Managing debt is a balance between repayment and preventing new, uncontrolled accumulation. A proactive strategy combines scheduled repayment with disciplined development practices.

The most critical practice is to allocate regular refactoring time. This can be structured as a percentage of each sprint (e.g., 10-20% of capacity) or as dedicated "debt sprints" or "fix-it weeks" on a quarterly basis. This institutionalizes repayment and prevents debt from being perpetually deprioritized by new feature work.

Equally important is communicating trade-offs to stakeholders for informed decision-making. When taking on deliberate debt, explicitly document the decision, the rationale, and the estimated future cost. Frame it in business terms: "By taking this shortcut for Feature X, we will ship two weeks earlier, but it will likely add one week of work to Feature Y later this year." This transforms debt from a technical mystery into a clear business trade-off, fostering trust and enabling better strategic choices.

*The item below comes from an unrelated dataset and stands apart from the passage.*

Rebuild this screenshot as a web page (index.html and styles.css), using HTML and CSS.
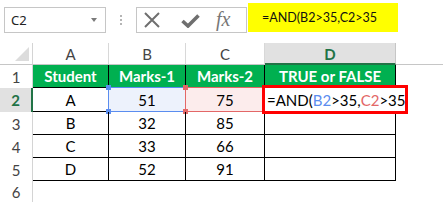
FILE: index.html
```html
<!DOCTYPE html>
<html>
<head>
<meta charset="utf-8">
<link rel="stylesheet" href="styles.css">
</head>
<body>
<div class="app">
  <div class="toolbar">
    <div class="namebox"><span>C2</span><span class="caret"></span></div>
    <div class="dots"><i></i><i></i><i></i></div>
    <div class="fxbox">
      <svg class="ic-x" width="18" height="16" viewBox="0 0 18 16"><path d="M2 1 L16 15 M16 1 L2 15" stroke="#6f6f6f" stroke-width="2" fill="none"/></svg>
      <svg class="ic-check" width="19" height="14" viewBox="0 0 19 14"><path d="M1.5 7 L7 12 L17.5 1.5" stroke="#6f6f6f" stroke-width="3.6" fill="none"/></svg>
      <span class="fx">fx</span>
    </div>
    <div class="formula">=AND(B2&gt;35,C2&gt;35</div>
  </div>
  <div class="sheet">
    <div class="corner"></div>
    <div class="colhdr">A</div>
    <div class="colhdr">B</div>
    <div class="colhdr">C</div>
    <div class="colhdr active">D</div>
    <div class="colhdr last"></div>

    <div class="rowhdr">1</div>
    <div class="cell head">Student</div>
    <div class="cell head">Marks-1</div>
    <div class="cell head">Marks-2</div>
    <div class="cell head">TRUE or FALSE</div>
    <div class="empty"></div>

    <div class="rowhdr active">2</div>
    <div class="cell">A</div>
    <div class="cell ref ref-b">51<span class="refbox blue"><b class="h tl"></b><b class="h tr"></b><b class="h bl"></b><b class="h br"></b></span></div>
    <div class="cell ref ref-c">75<span class="refbox red"><b class="h tl"></b><b class="h bl"></b></span></div>
    <div class="cell edit"><span class="editor">=AND(<span class="rb">B2</span>&gt;35,<span class="rc">C2</span>&gt;35</span></div>
    <div class="empty"></div>

    <div class="rowhdr">3</div>
    <div class="cell">B</div>
    <div class="cell">32</div>
    <div class="cell">85</div>
    <div class="cell"></div>
    <div class="empty"></div>

    <div class="rowhdr">4</div>
    <div class="cell">C</div>
    <div class="cell">33</div>
    <div class="cell">66</div>
    <div class="cell"></div>
    <div class="empty"></div>

    <div class="rowhdr">5</div>
    <div class="cell">D</div>
    <div class="cell">52</div>
    <div class="cell">91</div>
    <div class="cell"></div>
    <div class="empty"></div>

    <div class="rowhdr">6</div>
    <div class="empty"></div>
    <div class="empty"></div>
    <div class="empty"></div>
    <div class="empty"></div>
    <div class="empty"></div>
  </div>
</div>
</body>
</html>
```
FILE: styles.css
```css
* { box-sizing: border-box; }
html, body { margin: 0; padding: 0; background: #fff; }
body { width: 443px; height: 202px; overflow: hidden; font-family: Lato, "Liberation Sans", sans-serif; }

.toolbar {
  display: flex;
  align-items: flex-start;
  height: 43px;
}
.namebox {
  margin: 7px 0 0 4px;
  width: 102px;
  height: 26px;
  border: 1px solid #c6c6c6;
  display: flex;
  align-items: center;
  justify-content: space-between;
  padding: 0 7px 0 6px;
  font-family: "Noto Sans", sans-serif;
  font-size: 13px;
  color: #222;
}
.caret {
  width: 0; height: 0;
  border-left: 3.5px solid transparent;
  border-right: 3.5px solid transparent;
  border-top: 4px solid #7a7a7a;
  margin-right: 1px;
}
.dots {
  width: 30px;
  height: 26px;
  margin-top: 7px;
  display: flex;
  flex-direction: column;
  align-items: center;
  justify-content: center;
  gap: 2px;
}
.dots i { display: block; width: 2px; height: 2px; background: #b5b5b5; }
.fxbox {
  margin-top: 7px;
  width: 111px;
  height: 26px;
  border: 1px solid #c6c6c6;
  display: flex;
  align-items: center;
  padding-left: 6px;
}
.ic-x { margin-right: 20px; }
.ic-check { margin-right: 16px; margin-top: 2px; }
.fx {
  font-family: "Liberation Serif", serif;
  font-style: italic;
  font-size: 20px;
  color: #777;
  line-height: 1;
  margin-top: -2px;
}
.formula {
  margin: 3px 0 0 1px;
  width: 150px;
  height: 29px;
  background: #ffff00;
  padding: 7px 0 0 14px;
  font-size: 12.5px;
  color: #111;
  line-height: 16px;
}

.sheet {
  display: grid;
  grid-template-columns: 33px 76px 77px 79px 131px 1fr;
  grid-template-rows: 22px 23px 24px 23px 23px 23px 21px;
}
.corner {
  border-right: 1px solid #d4d4d4;
  border-bottom: 1px solid #c6c6c6;
  position: relative;
}
.corner::after {
  content: "";
  position: absolute;
  right: 3px; bottom: 3px;
  width: 0; height: 0;
  border-left: 14px solid transparent;
  border-bottom: 14px solid #dcdcdc;
}
.colhdr {
  border-right: 1px solid #d8d8d8;
  border-bottom: 1px solid #c6c6c6;
  display: flex;
  align-items: center;
  justify-content: center;
  font-size: 15px;
  color: #444;
  padding-top: 1px;
}
.colhdr.active {
  background: #e1e1e1;
  color: #217346;
  font-weight: bold;
  border-bottom: 2px solid #217346;
  border-right-color: #c6c6c6;
}
.colhdr.last { border-right: none; }
.rowhdr {
  border-right: 1px solid #d4d4d4;
  display: flex;
  align-items: center;
  justify-content: center;
  font-size: 15px;
  color: #444;
}
.rowhdr.active {
  background: #e1e1e1;
  color: #217346;
  font-weight: bold;
  border-right: 2px solid #217346;
}
.cell {
  border-right: 1px solid #000;
  border-bottom: 1px solid #000;
  display: flex;
  align-items: center;
  justify-content: center;
  font-size: 15px;
  color: #000;
  position: relative;
}
.cell.head {
  background: #00b050;
  color: #fff;
  font-weight: bold;
}
.ref-b { background: #edf2fc; }
.ref-c { background: #fcecec; }
.refbox {
  position: absolute;
  left: -1px; top: -1px; right: -1px; bottom: -1px;
  border: 1px solid;
}
.refbox.blue { border-color: #5b8def; }
.refbox.red { border-color: #e36767; }
.h {
  position: absolute;
  width: 5px; height: 5px;
}
.blue .h { background: #5b8def; }
.red .h { background: #e36767; }
.h.tl { left: -3px; top: -3px; }
.h.tr { right: -3px; top: -3px; }
.h.bl { left: -3px; bottom: -3px; }
.h.br { right: -3px; bottom: -3px; }
.cell.edit { z-index: 2; }
.editor {
  position: absolute;
  left: -3px; top: -3px;
  width: 146px; height: 29px;
  border: 3px solid #ff0000;
  background: #fff;
  padding: 0 0 0 2px;
  display: flex;
  align-items: center;
  font-size: 15px;
  color: #000;
  white-space: nowrap;
}
.rb { color: #5b8def; }
.rc { color: #e36767; }
.empty { }
```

Finally, invest in prevention through Definition of Done criteria that include code quality measures, mandatory code reviews, and continuous integration that runs automated quality checks. Cultivating a team culture that values sustainable engineering over heroic short-term fixes is the ultimate long-term defense.

Common Pitfalls

Ignoring Debt Until It's a Crisis. Teams often focus solely on feature delivery, treating debt as a problem for "later." The interest compounds silently until a simple change breaks the system, requiring a massive, panic-driven rewrite. The correction is to integrate debt tracking and small, regular repayments into your standard development cycle.

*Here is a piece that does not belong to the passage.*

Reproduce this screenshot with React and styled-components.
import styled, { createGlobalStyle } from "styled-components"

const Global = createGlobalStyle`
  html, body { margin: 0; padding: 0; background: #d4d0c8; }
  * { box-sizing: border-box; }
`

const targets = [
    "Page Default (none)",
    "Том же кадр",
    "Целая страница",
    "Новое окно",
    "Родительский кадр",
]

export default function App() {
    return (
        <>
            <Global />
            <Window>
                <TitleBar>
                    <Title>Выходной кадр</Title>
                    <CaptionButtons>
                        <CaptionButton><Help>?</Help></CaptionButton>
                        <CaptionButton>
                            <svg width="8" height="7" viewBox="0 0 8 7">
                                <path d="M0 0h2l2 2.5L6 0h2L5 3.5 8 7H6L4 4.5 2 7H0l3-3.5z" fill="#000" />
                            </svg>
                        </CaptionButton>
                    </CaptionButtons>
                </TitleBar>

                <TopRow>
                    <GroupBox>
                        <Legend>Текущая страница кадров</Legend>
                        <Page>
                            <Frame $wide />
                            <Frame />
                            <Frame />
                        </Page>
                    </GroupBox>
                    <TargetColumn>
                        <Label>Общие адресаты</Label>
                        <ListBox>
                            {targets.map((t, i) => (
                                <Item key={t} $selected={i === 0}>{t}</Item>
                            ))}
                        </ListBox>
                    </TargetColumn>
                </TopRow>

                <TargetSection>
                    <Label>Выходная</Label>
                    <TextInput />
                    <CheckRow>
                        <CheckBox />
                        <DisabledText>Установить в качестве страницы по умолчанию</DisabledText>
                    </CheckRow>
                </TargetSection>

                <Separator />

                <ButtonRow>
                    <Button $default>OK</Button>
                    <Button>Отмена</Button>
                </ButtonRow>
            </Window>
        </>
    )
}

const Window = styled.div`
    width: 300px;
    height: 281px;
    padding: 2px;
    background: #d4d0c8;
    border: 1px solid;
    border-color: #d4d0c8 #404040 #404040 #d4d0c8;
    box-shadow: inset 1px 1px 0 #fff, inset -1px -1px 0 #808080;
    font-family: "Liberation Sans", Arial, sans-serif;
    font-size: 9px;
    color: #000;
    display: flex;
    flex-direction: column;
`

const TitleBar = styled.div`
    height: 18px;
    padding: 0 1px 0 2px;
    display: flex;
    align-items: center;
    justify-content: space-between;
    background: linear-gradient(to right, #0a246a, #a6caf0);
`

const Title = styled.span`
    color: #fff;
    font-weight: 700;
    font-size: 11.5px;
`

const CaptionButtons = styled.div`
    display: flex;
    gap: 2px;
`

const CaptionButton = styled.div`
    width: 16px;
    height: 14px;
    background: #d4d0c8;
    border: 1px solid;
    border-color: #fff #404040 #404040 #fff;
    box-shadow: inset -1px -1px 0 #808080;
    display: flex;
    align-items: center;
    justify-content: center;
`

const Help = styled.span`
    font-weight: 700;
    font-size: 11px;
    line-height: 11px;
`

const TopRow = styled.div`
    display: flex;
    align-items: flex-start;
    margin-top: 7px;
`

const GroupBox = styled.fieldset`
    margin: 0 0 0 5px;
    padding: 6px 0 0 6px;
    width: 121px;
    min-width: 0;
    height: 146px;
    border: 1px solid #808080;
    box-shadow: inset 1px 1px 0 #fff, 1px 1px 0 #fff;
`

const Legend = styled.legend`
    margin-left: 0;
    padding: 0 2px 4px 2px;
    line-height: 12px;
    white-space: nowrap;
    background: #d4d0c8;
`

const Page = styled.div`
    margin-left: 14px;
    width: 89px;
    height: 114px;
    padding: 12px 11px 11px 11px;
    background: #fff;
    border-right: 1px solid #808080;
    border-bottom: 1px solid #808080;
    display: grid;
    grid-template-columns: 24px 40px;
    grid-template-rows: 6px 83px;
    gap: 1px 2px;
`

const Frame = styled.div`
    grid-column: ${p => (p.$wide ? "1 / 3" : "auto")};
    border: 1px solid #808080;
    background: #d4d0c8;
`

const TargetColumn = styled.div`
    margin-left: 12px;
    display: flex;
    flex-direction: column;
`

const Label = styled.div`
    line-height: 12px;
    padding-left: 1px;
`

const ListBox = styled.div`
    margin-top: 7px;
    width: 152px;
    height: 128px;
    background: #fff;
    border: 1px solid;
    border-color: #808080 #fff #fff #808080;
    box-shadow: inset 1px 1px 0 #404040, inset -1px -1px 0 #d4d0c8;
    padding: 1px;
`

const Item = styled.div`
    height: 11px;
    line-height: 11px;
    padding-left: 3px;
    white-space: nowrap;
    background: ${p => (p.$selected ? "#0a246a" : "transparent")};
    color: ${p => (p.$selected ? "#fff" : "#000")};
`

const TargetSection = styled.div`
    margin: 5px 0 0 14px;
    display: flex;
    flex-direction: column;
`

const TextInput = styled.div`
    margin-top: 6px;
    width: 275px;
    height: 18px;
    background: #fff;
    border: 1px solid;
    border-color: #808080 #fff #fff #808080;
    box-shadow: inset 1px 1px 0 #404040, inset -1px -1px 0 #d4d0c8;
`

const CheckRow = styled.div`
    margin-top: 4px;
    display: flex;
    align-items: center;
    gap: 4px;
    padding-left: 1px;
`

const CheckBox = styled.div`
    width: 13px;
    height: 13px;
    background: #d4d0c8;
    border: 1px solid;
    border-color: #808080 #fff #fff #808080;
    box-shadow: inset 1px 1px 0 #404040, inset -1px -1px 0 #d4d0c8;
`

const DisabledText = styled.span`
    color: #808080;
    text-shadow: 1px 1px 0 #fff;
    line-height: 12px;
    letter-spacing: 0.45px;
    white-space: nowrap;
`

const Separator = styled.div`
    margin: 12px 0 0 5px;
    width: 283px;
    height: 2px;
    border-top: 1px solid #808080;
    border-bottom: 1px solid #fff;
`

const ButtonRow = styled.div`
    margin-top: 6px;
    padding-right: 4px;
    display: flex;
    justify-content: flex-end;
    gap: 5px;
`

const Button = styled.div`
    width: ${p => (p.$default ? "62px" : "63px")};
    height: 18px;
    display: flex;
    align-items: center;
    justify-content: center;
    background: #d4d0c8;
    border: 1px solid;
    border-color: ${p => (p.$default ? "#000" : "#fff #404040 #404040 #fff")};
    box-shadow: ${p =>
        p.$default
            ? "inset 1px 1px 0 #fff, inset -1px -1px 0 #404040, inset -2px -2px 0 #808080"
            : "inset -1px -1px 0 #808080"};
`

Treating All Debt as Equal. Attempting to pay off every minor code smell with the same urgency as a critical architectural flaw wastes resources. The correction is to use a systematic prioritization framework, like the Impact vs. Effort matrix, to focus effort where it delivers the most value.

Failing to Communicate with Non-Technical Stakeholders. When developers use jargon like "refactoring" without explaining the business consequences, stakeholders may see it as wasted time. The correction is to communicate in terms of risk, speed, and cost. Explain that addressing a specific debt item will reduce the time to build the next three features by 30%.

Allowing "Boy Scout" Refactoring to Derail Priorities. While leaving code better than you found it is a good rule, extensive, unplanned refactoring can hijack a sprint. The correction is to balance the Boy Scout rule with discipline: small improvements are fine, but larger refactoring should be captured as a debt ticket and prioritized formally against other work.

Summary

  • Technical debt is the future cost incurred from shortcuts in design or implementation; managing it is essential for maintaining development velocity and system stability.
  • Debt is either deliberate (a strategic trade-off) or accidental (from inexperience or outdated knowledge), and each type requires a different management approach.
  • Effective management requires making debt visible through formal tracking and identification processes, such as a dedicated backlog of debt tickets.
  • Debt must be prioritized based on impact and effort, focusing repayment on high-impact items that threaten productivity or system reliability.
  • A sustainable approach combines allocating regular time for refactoring, preventing new debt through code quality practices, and communicating trade-offs clearly to align technical decisions with business goals.